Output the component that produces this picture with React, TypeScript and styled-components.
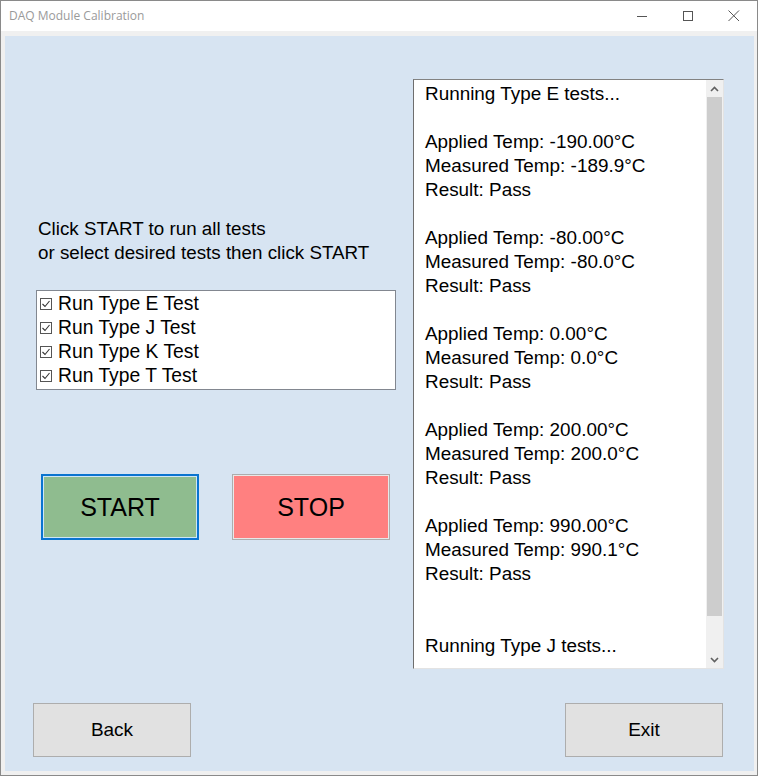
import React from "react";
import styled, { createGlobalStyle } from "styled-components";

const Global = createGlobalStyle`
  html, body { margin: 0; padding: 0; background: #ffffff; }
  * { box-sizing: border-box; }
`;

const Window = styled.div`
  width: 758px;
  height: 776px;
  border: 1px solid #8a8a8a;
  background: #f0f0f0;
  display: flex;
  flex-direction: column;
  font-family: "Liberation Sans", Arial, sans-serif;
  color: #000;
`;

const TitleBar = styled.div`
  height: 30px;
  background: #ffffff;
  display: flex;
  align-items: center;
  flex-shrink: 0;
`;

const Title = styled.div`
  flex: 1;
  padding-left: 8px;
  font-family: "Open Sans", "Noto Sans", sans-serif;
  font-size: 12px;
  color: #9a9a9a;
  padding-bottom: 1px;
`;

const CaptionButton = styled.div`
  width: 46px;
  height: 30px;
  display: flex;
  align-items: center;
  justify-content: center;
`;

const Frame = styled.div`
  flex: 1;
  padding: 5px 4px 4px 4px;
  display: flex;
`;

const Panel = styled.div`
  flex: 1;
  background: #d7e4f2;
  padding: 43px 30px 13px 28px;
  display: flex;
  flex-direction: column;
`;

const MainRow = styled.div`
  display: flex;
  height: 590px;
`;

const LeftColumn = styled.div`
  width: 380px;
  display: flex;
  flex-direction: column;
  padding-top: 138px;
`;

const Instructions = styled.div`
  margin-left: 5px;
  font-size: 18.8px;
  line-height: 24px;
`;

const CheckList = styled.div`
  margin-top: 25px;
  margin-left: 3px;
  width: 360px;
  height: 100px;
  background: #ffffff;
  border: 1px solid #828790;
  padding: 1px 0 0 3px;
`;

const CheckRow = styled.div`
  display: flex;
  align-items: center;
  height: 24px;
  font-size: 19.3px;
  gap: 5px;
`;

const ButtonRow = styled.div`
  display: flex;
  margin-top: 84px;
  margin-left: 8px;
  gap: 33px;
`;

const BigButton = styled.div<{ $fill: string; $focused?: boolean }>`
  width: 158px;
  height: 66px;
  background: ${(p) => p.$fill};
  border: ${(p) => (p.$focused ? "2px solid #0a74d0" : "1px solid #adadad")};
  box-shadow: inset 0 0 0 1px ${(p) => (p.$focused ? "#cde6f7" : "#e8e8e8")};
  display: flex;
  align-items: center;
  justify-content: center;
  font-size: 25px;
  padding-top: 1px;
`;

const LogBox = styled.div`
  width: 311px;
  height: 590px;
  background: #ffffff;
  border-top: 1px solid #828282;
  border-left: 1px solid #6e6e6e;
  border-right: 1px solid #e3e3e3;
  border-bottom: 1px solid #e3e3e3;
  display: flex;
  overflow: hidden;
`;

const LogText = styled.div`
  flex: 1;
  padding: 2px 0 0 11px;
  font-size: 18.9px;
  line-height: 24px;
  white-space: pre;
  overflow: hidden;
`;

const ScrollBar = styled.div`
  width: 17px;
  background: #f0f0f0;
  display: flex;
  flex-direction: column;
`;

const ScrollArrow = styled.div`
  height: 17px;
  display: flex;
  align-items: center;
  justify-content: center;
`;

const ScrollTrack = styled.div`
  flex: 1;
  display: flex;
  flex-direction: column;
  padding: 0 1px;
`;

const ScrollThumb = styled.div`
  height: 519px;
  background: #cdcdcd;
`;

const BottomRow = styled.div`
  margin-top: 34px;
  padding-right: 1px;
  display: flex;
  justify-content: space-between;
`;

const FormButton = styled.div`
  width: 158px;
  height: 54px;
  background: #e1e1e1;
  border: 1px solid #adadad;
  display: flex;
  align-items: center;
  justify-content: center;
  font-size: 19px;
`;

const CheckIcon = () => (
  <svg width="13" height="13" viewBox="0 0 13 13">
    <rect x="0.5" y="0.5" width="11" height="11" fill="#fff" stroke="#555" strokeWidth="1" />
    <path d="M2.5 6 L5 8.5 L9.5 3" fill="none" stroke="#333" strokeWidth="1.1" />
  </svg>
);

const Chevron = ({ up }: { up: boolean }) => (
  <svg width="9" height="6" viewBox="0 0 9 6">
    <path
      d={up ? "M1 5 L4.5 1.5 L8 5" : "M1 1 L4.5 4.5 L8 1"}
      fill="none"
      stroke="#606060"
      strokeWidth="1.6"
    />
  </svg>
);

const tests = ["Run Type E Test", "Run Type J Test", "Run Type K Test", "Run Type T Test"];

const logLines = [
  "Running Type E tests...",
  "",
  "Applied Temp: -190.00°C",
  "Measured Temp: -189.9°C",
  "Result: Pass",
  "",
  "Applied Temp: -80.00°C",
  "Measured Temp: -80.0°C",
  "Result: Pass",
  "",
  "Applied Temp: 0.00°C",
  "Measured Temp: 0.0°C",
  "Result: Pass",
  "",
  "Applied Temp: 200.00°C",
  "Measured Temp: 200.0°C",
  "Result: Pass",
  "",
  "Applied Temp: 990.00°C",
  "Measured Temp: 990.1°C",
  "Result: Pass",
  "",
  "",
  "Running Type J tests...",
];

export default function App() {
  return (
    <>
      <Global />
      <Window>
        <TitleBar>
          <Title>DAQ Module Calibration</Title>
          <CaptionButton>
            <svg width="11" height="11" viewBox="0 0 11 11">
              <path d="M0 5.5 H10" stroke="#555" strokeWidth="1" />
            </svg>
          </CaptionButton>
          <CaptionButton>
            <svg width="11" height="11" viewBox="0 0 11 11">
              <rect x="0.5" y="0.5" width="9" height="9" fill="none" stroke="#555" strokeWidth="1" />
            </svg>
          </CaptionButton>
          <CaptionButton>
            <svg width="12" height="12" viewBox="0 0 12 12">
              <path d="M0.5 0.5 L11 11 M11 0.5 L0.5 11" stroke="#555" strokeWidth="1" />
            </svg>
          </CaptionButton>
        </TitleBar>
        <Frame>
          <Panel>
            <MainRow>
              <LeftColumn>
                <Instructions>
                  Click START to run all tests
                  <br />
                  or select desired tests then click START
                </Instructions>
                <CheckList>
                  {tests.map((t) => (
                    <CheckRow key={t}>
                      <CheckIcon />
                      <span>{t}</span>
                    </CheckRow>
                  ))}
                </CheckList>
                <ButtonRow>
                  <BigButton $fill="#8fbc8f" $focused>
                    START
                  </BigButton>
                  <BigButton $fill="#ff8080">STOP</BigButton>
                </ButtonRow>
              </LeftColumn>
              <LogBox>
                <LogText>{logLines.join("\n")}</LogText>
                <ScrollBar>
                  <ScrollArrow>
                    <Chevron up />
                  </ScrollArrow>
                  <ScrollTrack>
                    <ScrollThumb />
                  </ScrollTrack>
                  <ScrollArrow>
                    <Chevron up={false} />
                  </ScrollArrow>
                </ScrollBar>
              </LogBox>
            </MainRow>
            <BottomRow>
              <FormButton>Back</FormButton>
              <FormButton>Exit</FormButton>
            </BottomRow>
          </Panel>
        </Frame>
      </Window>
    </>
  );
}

---------------

WHAT YOU WILL DO:
Produce an exact copy of each line of data, skipping embedded images.

RESULT OF THIS EXERCISE:
Output the component that produces this picture with React, TypeScript and styled-components.
import React from "react";
import styled, { createGlobalStyle } from "styled-components";

const Global = createGlobalStyle`
  html, body { margin: 0; padding: 0; background: #ffffff; }
  * { box-sizing: border-box; }
`;

const Window = styled.div`
  width: 758px;
  height: 776px;
  border: 1px solid #8a8a8a;
  background: #f0f0f0;
  display: flex;
  flex-direction: column;
  font-family: "Liberation Sans", Arial, sans-serif;
  color: #000;
`;

const TitleBar = styled.div`
  height: 30px;
  background: #ffffff;
  display: flex;
  align-items: center;
  flex-shrink: 0;
`;

const Title = styled.div`
  flex: 1;
  padding-left: 8px;
  font-family: "Open Sans", "Noto Sans", sans-serif;
  font-size: 12px;
  color: #9a9a9a;
  padding-bottom: 1px;
`;

const CaptionButton = styled.div`
  width: 46px;
  height: 30px;
  display: flex;
  align-items: center;
  justify-content: center;
`;

const Frame = styled.div`
  flex: 1;
  padding: 5px 4px 4px 4px;
  display: flex;
`;

const Panel = styled.div`
  flex: 1;
  background: #d7e4f2;
  padding: 43px 30px 13px 28px;
  display: flex;
  flex-direction: column;
`;

const MainRow = styled.div`
  display: flex;
  height: 590px;
`;

const LeftColumn = styled.div`
  width: 380px;
  display: flex;
  flex-direction: column;
  padding-top: 138px;
`;

const Instructions = styled.div`
  margin-left: 5px;
  font-size: 18.8px;
  line-height: 24px;
`;

const CheckList = styled.div`
  margin-top: 25px;
  margin-left: 3px;
  width: 360px;
  height: 100px;
  background: #ffffff;
  border: 1px solid #828790;
  padding: 1px 0 0 3px;
`;

const CheckRow = styled.div`
  display: flex;
  align-items: center;
  height: 24px;
  font-size: 19.3px;
  gap: 5px;
`;

const ButtonRow = styled.div`
  display: flex;
  margin-top: 84px;
  margin-left: 8px;
  gap: 33px;
`;

const BigButton = styled.div<{ $fill: string; $focused?: boolean }>`
  width: 158px;
  height: 66px;
  background: ${(p) => p.$fill};
  border: ${(p) => (p.$focused ? "2px solid #0a74d0" : "1px solid #adadad")};
  box-shadow: inset 0 0 0 1px ${(p) => (p.$focused ? "#cde6f7" : "#e8e8e8")};
  display: flex;
  align-items: center;
  justify-content: center;
  font-size: 25px;
  padding-top: 1px;
`;

const LogBox = styled.div`
  width: 311px;
  height: 590px;
  background: #ffffff;
  border-top: 1px solid #828282;
  border-left: 1px solid #6e6e6e;
  border-right: 1px solid #e3e3e3;
  border-bottom: 1px solid #e3e3e3;
  display: flex;
  overflow: hidden;
`;

const LogText = styled.div`
  flex: 1;
  padding: 2px 0 0 11px;
  font-size: 18.9px;
  line-height: 24px;
  white-space: pre;
  overflow: hidden;
`;

const ScrollBar = styled.div`
  width: 17px;
  background: #f0f0f0;
  display: flex;
  flex-direction: column;
`;

const ScrollArrow = styled.div`
  height: 17px;
  display: flex;
  align-items: center;
  justify-content: center;
`;

const ScrollTrack = styled.div`
  flex: 1;
  display: flex;
  flex-direction: column;
  padding: 0 1px;
`;

const ScrollThumb = styled.div`
  height: 519px;
  background: #cdcdcd;
`;

const BottomRow = styled.div`
  margin-top: 34px;
  padding-right: 1px;
  display: flex;
  justify-content: space-between;
`;

const FormButton = styled.div`
  width: 158px;
  height: 54px;
  background: #e1e1e1;
  border: 1px solid #adadad;
  display: flex;
  align-items: center;
  justify-content: center;
  font-size: 19px;
`;

const CheckIcon = () => (
  <svg width="13" height="13" viewBox="0 0 13 13">
    <rect x="0.5" y="0.5" width="11" height="11" fill="#fff" stroke="#555" strokeWidth="1" />
    <path d="M2.5 6 L5 8.5 L9.5 3" fill="none" stroke="#333" strokeWidth="1.1" />
  </svg>
);

const Chevron = ({ up }: { up: boolean }) => (
  <svg width="9" height="6" viewBox="0 0 9 6">
    <path
      d={up ? "M1 5 L4.5 1.5 L8 5" : "M1 1 L4.5 4.5 L8 1"}
      fill="none"
      stroke="#606060"
      strokeWidth="1.6"
    />
  </svg>
);

const tests = ["Run Type E Test", "Run Type J Test", "Run Type K Test", "Run Type T Test"];

const logLines = [
  "Running Type E tests...",
  "",
  "Applied Temp: -190.00°C",
  "Measured Temp: -189.9°C",
  "Result: Pass",
  "",
  "Applied Temp: -80.00°C",
  "Measured Temp: -80.0°C",
  "Result: Pass",
  "",
  "Applied Temp: 0.00°C",
  "Measured Temp: 0.0°C",
  "Result: Pass",
  "",
  "Applied Temp: 200.00°C",
  "Measured Temp: 200.0°C",
  "Result: Pass",
  "",
  "Applied Temp: 990.00°C",
  "Measured Temp: 990.1°C",
  "Result: Pass",
  "",
  "",
  "Running Type J tests...",
];

export default function App() {
  return (
    <>
      <Global />
      <Window>
        <TitleBar>
          <Title>DAQ Module Calibration</Title>
          <CaptionButton>
            <svg width="11" height="11" viewBox="0 0 11 11">
              <path d="M0 5.5 H10" stroke="#555" strokeWidth="1" />
            </svg>
          </CaptionButton>
          <CaptionButton>
            <svg width="11" height="11" viewBox="0 0 11 11">
              <rect x="0.5" y="0.5" width="9" height="9" fill="none" stroke="#555" strokeWidth="1" />
            </svg>
          </CaptionButton>
          <CaptionButton>
            <svg width="12" height="12" viewBox="0 0 12 12">
              <path d="M0.5 0.5 L11 11 M11 0.5 L0.5 11" stroke="#555" strokeWidth="1" />
            </svg>
          </CaptionButton>
        </TitleBar>
        <Frame>
          <Panel>
            <MainRow>
              <LeftColumn>
                <Instructions>
                  Click START to run all tests
                  <br />
                  or select desired tests then click START
                </Instructions>
                <CheckList>
                  {tests.map((t) => (
                    <CheckRow key={t}>
                      <CheckIcon />
                      <span>{t}</span>
                    </CheckRow>
                  ))}
                </CheckList>
                <ButtonRow>
                  <BigButton $fill="#8fbc8f" $focused>
                    START
                  </BigButton>
                  <BigButton $fill="#ff8080">STOP</BigButton>
                </ButtonRow>
              </LeftColumn>
              <LogBox>
                <LogText>{logLines.join("\n")}</LogText>
                <ScrollBar>
                  <ScrollArrow>
                    <Chevron up />
                  </ScrollArrow>
                  <ScrollTrack>
                    <ScrollThumb />
                  </ScrollTrack>
                  <ScrollArrow>
                    <Chevron up={false} />
                  </ScrollArrow>
                </ScrollBar>
              </LogBox>
            </MainRow>
            <BottomRow>
              <FormButton>Back</FormButton>
              <FormButton>Exit</FormButton>
            </BottomRow>
          </Panel>
        </Frame>
      </Window>
    </>
  );
}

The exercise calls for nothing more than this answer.